What you need to do :: Will you output all of the data below exactly, omitting the images?
_ _ _ _
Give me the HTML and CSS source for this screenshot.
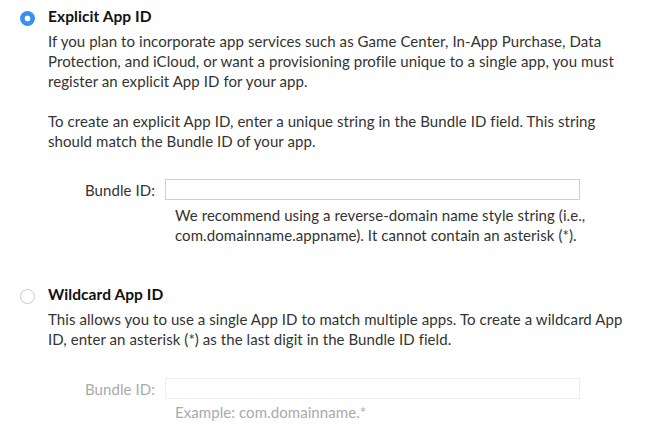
FILE: index.html
```html
<!DOCTYPE html>
<html>
<head>
<meta charset="utf-8">
<link rel="stylesheet" href="styles.css">
</head>
<body>
<div class="page">
  <section class="option">
    <span class="radio radio-on"></span>
    <div class="content">
      <h2 class="title">Explicit App ID</h2>
      <p class="text">If you plan to incorporate app services such as Game Center, In-App Purchase, Data<br>Protection, and iCloud, or want a provisioning profile unique to a single app, you must<br>register an explicit App ID for your app.</p>
      <p class="text">To create an explicit App ID, enter a unique string in the Bundle ID field. This string<br>should match the Bundle ID of your app.</p>
      <div class="field">
        <label class="label">Bundle ID:</label>
        <div class="input"></div>
      </div>
      <p class="help">We recommend using a reverse-domain name style string (i.e.,<br>com.domainname.appname). It cannot contain an asterisk (*).</p>
    </div>
  </section>
  <section class="option option-second">
    <span class="radio"></span>
    <div class="content">
      <h2 class="title">Wildcard App ID</h2>
      <p class="text">This allows you to use a single App ID to match multiple apps. To create a wildcard App<br>ID, enter an asterisk (*) as the last digit in the Bundle ID field.</p>
      <div class="field field-disabled">
        <label class="label">Bundle ID:</label>
        <div class="input"></div>
      </div>
      <p class="help help-disabled">Example: com.domainname.*</p>
    </div>
  </section>
</div>
</body>
</html>
```

FILE: styles.css
```css
html, body {
  margin: 0;
  padding: 0;
  background: #fff;
}
body {
  font-family: Lato, "Open Sans", sans-serif;
  font-size: 15px;
  letter-spacing: 0.07px;
  color: #333;
}
.page {
  padding: 6px 0 0 20px;
}
.option {
  display: flex;
  gap: 13px;
}
.option-second {
  margin-top: 39px;
}
.radio {
  flex: none;
  width: 15px;
  height: 15px;
  box-sizing: border-box;
  border-radius: 50%;
  border: 1px solid #c9c9c9;
  margin-top: 5px;
  background: #fff;
}
.radio-on {
  border: none;
  background: radial-gradient(circle, #fff 0 2.6px, #3b8ff0 3.2px);
}
.content {
  width: 603px;
}
.title {
  margin: 0 0 5px;
  font-size: 15.5px;
  line-height: 20px;
  font-weight: bold;
  color: #111;
}
.text {
  margin: 0 0 20px;
  line-height: 20px;
  white-space: nowrap;
}
.field {
  display: flex;
  align-items: center;
  margin: 28px 0 0 37px;
  gap: 10px;
}
.field-disabled {
  margin-top: 29px;
}
.label {
  width: 70px;
  flex: none;
  text-align: right;
  white-space: nowrap;
}
.input {
  width: 415px;
  height: 21px;
  box-sizing: border-box;
  border: 1px solid #cfcfcf;
}
.help {
  margin: 5px 0 0 127px;
  line-height: 20px;
  white-space: nowrap;
}
.field-disabled .label {
  color: #aaa;
}
.field-disabled .input {
  border-color: #eee;
}
.help-disabled {
  margin-top: 3px;
  color: #aaa;
}
```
_ _ _ _
Reply to the exercise ::
Give me the HTML and CSS source for this screenshot.
FILE: index.html
```html
<!DOCTYPE html>
<html>
<head>
<meta charset="utf-8">
<link rel="stylesheet" href="styles.css">
</head>
<body>
<div class="page">
  <section class="option">
    <span class="radio radio-on"></span>
    <div class="content">
      <h2 class="title">Explicit App ID</h2>
      <p class="text">If you plan to incorporate app services such as Game Center, In-App Purchase, Data<br>Protection, and iCloud, or want a provisioning profile unique to a single app, you must<br>register an explicit App ID for your app.</p>
      <p class="text">To create an explicit App ID, enter a unique string in the Bundle ID field. This string<br>should match the Bundle ID of your app.</p>
      <div class="field">
        <label class="label">Bundle ID:</label>
        <div class="input"></div>
      </div>
      <p class="help">We recommend using a reverse-domain name style string (i.e.,<br>com.domainname.appname). It cannot contain an asterisk (*).</p>
    </div>
  </section>
  <section class="option option-second">
    <span class="radio"></span>
    <div class="content">
      <h2 class="title">Wildcard App ID</h2>
      <p class="text">This allows you to use a single App ID to match multiple apps. To create a wildcard App<br>ID, enter an asterisk (*) as the last digit in the Bundle ID field.</p>
      <div class="field field-disabled">
        <label class="label">Bundle ID:</label>
        <div class="input"></div>
      </div>
      <p class="help help-disabled">Example: com.domainname.*</p>
    </div>
  </section>
</div>
</body>
</html>
```

FILE: styles.css
```css
html, body {
  margin: 0;
  padding: 0;
  background: #fff;
}
body {
  font-family: Lato, "Open Sans", sans-serif;
  font-size: 15px;
  letter-spacing: 0.07px;
  color: #333;
}
.page {
  padding: 6px 0 0 20px;
}
.option {
  display: flex;
  gap: 13px;
}
.option-second {
  margin-top: 39px;
}
.radio {
  flex: none;
  width: 15px;
  height: 15px;
  box-sizing: border-box;
  border-radius: 50%;
  border: 1px solid #c9c9c9;
  margin-top: 5px;
  background: #fff;
}
.radio-on {
  border: none;
  background: radial-gradient(circle, #fff 0 2.6px, #3b8ff0 3.2px);
}
.content {
  width: 603px;
}
.title {
  margin: 0 0 5px;
  font-size: 15.5px;
  line-height: 20px;
  font-weight: bold;
  color: #111;
}
.text {
  margin: 0 0 20px;
  line-height: 20px;
  white-space: nowrap;
}
.field {
  display: flex;
  align-items: center;
  margin: 28px 0 0 37px;
  gap: 10px;
}
.field-disabled {
  margin-top: 29px;
}
.label {
  width: 70px;
  flex: none;
  text-align: right;
  white-space: nowrap;
}
.input {
  width: 415px;
  height: 21px;
  box-sizing: border-box;
  border: 1px solid #cfcfcf;
}
.help {
  margin: 5px 0 0 127px;
  line-height: 20px;
  white-space: nowrap;
}
.field-disabled .label {
  color: #aaa;
}
.field-disabled .input {
  border-color: #eee;
}
.help-disabled {
  margin-top: 3px;
  color: #aaa;
}
```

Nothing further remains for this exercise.